* REQUEST *
Answer with a single number: the count of lines that hold "styles".

* SUPPLIED MATERIAL *
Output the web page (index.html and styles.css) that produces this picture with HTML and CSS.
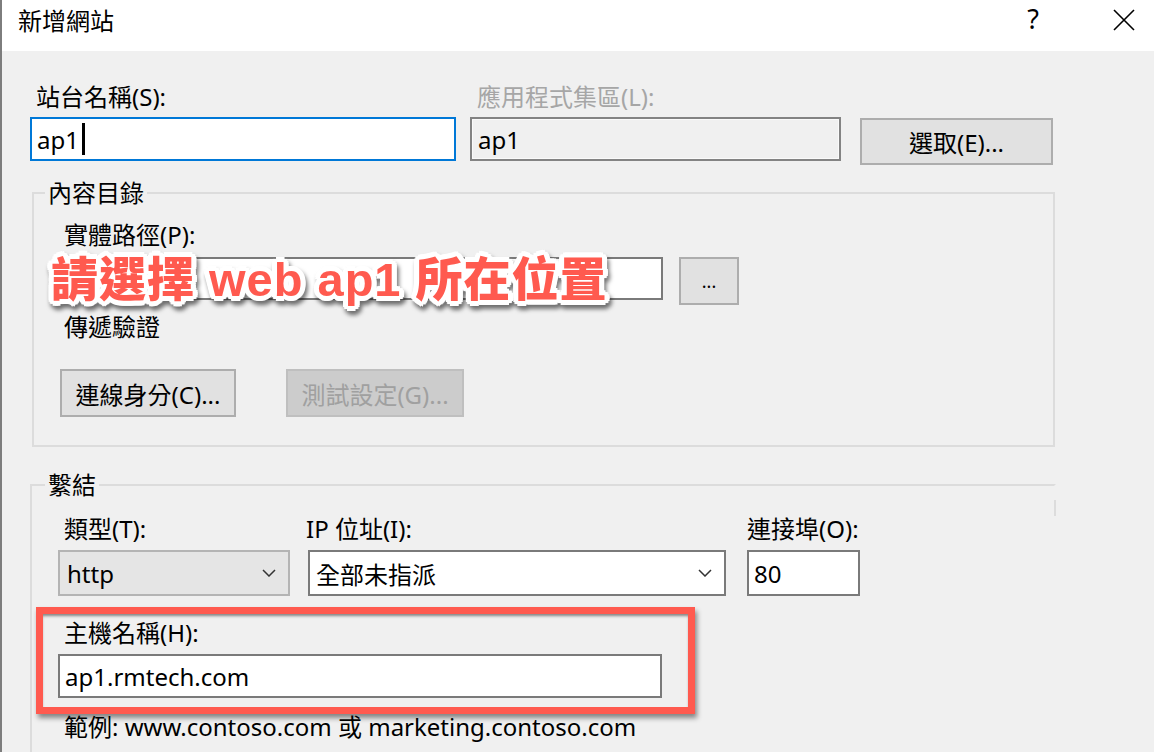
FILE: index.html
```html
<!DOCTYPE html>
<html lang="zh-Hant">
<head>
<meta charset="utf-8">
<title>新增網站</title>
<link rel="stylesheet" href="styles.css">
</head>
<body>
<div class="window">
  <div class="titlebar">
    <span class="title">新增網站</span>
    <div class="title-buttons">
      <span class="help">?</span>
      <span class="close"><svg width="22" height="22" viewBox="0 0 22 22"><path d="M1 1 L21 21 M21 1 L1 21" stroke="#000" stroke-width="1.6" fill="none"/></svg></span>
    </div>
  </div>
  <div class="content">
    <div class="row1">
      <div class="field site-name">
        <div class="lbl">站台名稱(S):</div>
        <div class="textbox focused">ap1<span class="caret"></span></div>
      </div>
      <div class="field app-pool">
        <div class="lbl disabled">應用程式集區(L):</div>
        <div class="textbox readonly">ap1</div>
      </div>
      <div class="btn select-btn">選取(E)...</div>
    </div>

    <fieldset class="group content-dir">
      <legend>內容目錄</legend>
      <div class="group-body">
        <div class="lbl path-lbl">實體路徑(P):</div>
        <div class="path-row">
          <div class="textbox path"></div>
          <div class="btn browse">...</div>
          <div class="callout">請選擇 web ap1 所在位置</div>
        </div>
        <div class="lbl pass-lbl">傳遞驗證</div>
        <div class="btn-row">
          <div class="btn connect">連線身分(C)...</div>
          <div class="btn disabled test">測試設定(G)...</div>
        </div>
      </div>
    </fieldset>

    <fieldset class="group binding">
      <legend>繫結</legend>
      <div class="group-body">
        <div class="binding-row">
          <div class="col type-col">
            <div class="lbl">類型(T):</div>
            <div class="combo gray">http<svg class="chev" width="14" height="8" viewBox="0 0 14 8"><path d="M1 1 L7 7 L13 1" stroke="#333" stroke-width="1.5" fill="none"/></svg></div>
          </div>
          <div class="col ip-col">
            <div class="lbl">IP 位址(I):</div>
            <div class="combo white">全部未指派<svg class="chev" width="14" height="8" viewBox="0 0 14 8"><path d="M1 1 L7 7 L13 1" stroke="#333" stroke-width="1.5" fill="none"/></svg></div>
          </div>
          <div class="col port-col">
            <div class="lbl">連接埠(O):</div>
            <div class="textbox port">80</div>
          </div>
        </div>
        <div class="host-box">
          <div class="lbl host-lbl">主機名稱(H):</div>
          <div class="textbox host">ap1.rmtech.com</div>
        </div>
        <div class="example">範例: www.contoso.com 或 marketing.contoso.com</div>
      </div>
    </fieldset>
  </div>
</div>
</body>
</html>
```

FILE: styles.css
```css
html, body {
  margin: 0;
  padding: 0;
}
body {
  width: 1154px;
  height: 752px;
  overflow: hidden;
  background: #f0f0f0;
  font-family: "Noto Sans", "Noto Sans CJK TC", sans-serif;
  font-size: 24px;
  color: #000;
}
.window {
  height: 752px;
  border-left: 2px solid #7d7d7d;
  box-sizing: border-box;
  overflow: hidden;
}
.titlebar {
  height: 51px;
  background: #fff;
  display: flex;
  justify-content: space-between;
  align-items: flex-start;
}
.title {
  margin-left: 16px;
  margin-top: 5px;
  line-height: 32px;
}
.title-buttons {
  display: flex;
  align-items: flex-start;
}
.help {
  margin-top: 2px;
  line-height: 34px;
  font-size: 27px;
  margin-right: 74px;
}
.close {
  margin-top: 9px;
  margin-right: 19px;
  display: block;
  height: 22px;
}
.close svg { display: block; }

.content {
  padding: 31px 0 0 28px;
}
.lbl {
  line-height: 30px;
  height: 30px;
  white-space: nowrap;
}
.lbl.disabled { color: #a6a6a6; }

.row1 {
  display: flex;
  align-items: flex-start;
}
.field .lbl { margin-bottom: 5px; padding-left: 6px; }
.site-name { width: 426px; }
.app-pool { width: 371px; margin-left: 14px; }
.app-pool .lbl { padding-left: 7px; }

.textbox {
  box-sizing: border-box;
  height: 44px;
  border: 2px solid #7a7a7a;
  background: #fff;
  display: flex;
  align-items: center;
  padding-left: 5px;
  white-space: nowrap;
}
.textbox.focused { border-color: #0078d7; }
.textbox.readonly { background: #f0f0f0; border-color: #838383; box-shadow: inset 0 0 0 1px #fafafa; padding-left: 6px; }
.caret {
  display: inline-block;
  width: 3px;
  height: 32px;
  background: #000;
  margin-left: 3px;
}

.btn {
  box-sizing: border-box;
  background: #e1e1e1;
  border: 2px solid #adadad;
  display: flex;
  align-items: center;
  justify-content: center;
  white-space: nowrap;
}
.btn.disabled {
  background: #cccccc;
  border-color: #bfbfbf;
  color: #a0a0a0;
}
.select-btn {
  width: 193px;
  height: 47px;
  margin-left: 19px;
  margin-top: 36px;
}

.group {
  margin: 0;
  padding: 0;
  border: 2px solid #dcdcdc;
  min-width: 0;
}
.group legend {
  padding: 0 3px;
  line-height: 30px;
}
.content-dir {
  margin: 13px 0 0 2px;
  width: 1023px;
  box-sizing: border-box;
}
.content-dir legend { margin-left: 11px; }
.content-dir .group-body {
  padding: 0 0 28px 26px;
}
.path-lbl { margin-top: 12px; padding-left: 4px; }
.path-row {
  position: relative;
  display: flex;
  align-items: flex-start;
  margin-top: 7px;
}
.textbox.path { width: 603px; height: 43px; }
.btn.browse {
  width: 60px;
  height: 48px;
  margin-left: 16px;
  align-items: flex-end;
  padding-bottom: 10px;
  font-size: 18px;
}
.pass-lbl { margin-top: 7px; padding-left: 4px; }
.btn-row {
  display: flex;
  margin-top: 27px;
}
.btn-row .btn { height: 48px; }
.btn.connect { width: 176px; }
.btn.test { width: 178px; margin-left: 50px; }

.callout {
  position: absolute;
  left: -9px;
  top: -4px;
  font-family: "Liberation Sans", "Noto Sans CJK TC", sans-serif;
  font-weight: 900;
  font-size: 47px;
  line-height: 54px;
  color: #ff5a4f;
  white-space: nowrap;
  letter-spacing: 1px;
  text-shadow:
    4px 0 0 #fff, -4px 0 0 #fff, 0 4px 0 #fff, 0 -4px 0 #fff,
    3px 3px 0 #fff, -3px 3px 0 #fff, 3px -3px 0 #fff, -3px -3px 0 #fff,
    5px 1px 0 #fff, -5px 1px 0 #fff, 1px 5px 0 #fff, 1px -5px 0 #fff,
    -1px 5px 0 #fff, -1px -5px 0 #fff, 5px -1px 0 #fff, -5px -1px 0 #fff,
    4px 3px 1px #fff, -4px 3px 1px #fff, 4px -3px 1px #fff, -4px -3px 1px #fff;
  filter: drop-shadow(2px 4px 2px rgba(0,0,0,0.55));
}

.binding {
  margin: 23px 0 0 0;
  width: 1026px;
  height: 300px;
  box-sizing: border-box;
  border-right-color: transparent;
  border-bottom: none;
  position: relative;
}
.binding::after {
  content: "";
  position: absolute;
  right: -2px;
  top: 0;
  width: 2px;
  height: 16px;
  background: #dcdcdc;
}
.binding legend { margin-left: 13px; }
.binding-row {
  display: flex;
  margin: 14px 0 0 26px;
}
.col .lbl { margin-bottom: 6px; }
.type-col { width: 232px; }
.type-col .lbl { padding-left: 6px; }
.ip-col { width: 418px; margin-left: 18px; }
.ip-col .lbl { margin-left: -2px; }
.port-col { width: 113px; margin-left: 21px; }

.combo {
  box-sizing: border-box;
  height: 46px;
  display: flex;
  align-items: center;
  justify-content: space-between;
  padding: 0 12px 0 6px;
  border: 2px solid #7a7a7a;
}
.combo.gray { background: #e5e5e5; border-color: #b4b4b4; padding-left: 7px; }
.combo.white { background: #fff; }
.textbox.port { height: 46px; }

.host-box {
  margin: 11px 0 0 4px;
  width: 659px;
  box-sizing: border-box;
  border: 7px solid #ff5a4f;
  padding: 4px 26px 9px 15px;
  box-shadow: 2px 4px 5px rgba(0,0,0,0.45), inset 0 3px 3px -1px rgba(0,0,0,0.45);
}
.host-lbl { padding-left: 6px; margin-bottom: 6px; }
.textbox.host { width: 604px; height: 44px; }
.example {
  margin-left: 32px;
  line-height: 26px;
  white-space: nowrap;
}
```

* EXPECTED ANSWER *
3